"""

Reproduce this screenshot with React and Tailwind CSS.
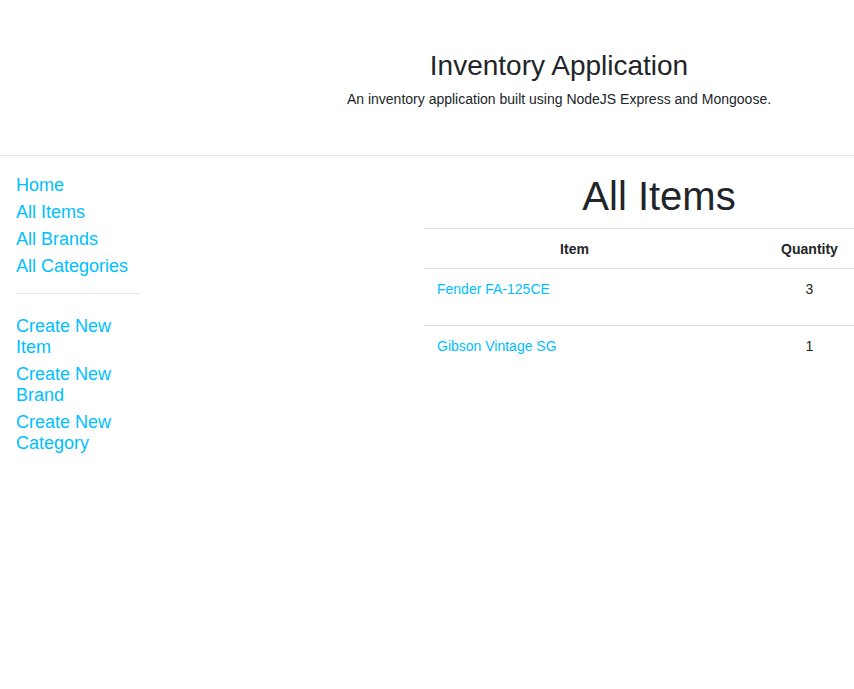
const NAV_MAIN = ['Home', 'All Items', 'All Brands', 'All Categories']
const NAV_CREATE = ['Create New Item', 'Create New Brand', 'Create New Category']

const ITEMS = [
  { name: 'Fender FA-125CE', qty: 3 },
  { name: 'Gibson Vintage SG', qty: 1 },
]

function NavList({ links }) {
  return (
    <ul className="flex flex-col gap-[6px]">
      {links.map(l => (
        <li key={l}>
          <a href="#" className="block text-[18px] leading-[21px] text-[#00bfff]">
            {l}
          </a>
        </li>
      ))}
    </ul>
  )
}

export default function App() {
  return (
    <div className="w-full overflow-hidden bg-white text-[#212529] font-['Liberation_Sans',Arial,sans-serif] min-h-[689px]">
      <div className="w-[1118px]">
        {/* Header */}
        <header className="border-b border-[#e5e5e5] pt-[50px] pb-[48px] text-center">
          <h1 className="text-[28px] leading-[32px] font-normal">Inventory Application</h1>
          <p className="mt-[9px] text-[14px] leading-[16px]">
            An inventory application built using NodeJS Express and Mongoose.
          </p>
        </header>

        <div className="flex">
          {/* Sidebar */}
          <nav className="w-[140px] pl-4 pt-[19px] shrink-0">
            <NavList links={NAV_MAIN} />
            <hr className="mt-[16px] mb-[22px] border-t border-[#e5e5e5]" />
            <NavList links={NAV_CREATE} />
          </nav>

          {/* Main */}
          <main className="ml-[284px] w-[470px] pt-4">
            <h2 className="text-center text-[40px] leading-[48px] font-normal">All Items</h2>
            <table className="mt-2 w-full border-collapse text-[14px]">
              <thead>
                <tr className="border-t border-b border-[#dee2e6]">
                  <th className="w-[301px] pt-[11px] pb-[9px] leading-[19px] font-bold text-center">Item</th>
                  <th className="pt-[11px] pb-[9px] leading-[19px] font-bold text-center">Quantity</th>
                </tr>
              </thead>
              <tbody>
                {ITEMS.map(item => (
                  <tr key={item.name} className="border-t border-[#dee2e6] first:border-t-0">
                    <td className="pl-[13px] pt-[12px] pb-[28px] leading-[16px] align-top">
                      <a href="#" className="text-[#00bfff]">{item.name}</a>
                    </td>
                    <td className="pt-[12px] pb-[28px] leading-[16px] text-center align-top">{item.qty}</td>
                  </tr>
                ))}
              </tbody>
            </table>
          </main>
        </div>
      </div>
    </div>
  )
}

"""

#### DIRECTIONS:
Copy every line above word for word and exclude the pictures.

#### WRITTEN RESPONSE:
Reproduce this screenshot with React and Tailwind CSS.
const NAV_MAIN = ['Home', 'All Items', 'All Brands', 'All Categories']
const NAV_CREATE = ['Create New Item', 'Create New Brand', 'Create New Category']

const ITEMS = [
  { name: 'Fender FA-125CE', qty: 3 },
  { name: 'Gibson Vintage SG', qty: 1 },
]

function NavList({ links }) {
  return (
    <ul className="flex flex-col gap-[6px]">
      {links.map(l => (
        <li key={l}>
          <a href="#" className="block text-[18px] leading-[21px] text-[#00bfff]">
            {l}
          </a>
        </li>
      ))}
    </ul>
  )
}

export default function App() {
  return (
    <div className="w-full overflow-hidden bg-white text-[#212529] font-['Liberation_Sans',Arial,sans-serif] min-h-[689px]">
      <div className="w-[1118px]">
        {/* Header */}
        <header className="border-b border-[#e5e5e5] pt-[50px] pb-[48px] text-center">
          <h1 className="text-[28px] leading-[32px] font-normal">Inventory Application</h1>
          <p className="mt-[9px] text-[14px] leading-[16px]">
            An inventory application built using NodeJS Express and Mongoose.
          </p>
        </header>

        <div className="flex">
          {/* Sidebar */}
          <nav className="w-[140px] pl-4 pt-[19px] shrink-0">
            <NavList links={NAV_MAIN} />
            <hr className="mt-[16px] mb-[22px] border-t border-[#e5e5e5]" />
            <NavList links={NAV_CREATE} />
          </nav>

          {/* Main */}
          <main className="ml-[284px] w-[470px] pt-4">
            <h2 className="text-center text-[40px] leading-[48px] font-normal">All Items</h2>
            <table className="mt-2 w-full border-collapse text-[14px]">
              <thead>
                <tr className="border-t border-b border-[#dee2e6]">
                  <th className="w-[301px] pt-[11px] pb-[9px] leading-[19px] font-bold text-center">Item</th>
                  <th className="pt-[11px] pb-[9px] leading-[19px] font-bold text-center">Quantity</th>
                </tr>
              </thead>
              <tbody>
                {ITEMS.map(item => (
                  <tr key={item.name} className="border-t border-[#dee2e6] first:border-t-0">
                    <td className="pl-[13px] pt-[12px] pb-[28px] leading-[16px] align-top">
                      <a href="#" className="text-[#00bfff]">{item.name}</a>
                    </td>
                    <td className="pt-[12px] pb-[28px] leading-[16px] text-center align-top">{item.qty}</td>
                  </tr>
                ))}
              </tbody>
            </table>
          </main>
        </div>
      </div>
    </div>
  )
}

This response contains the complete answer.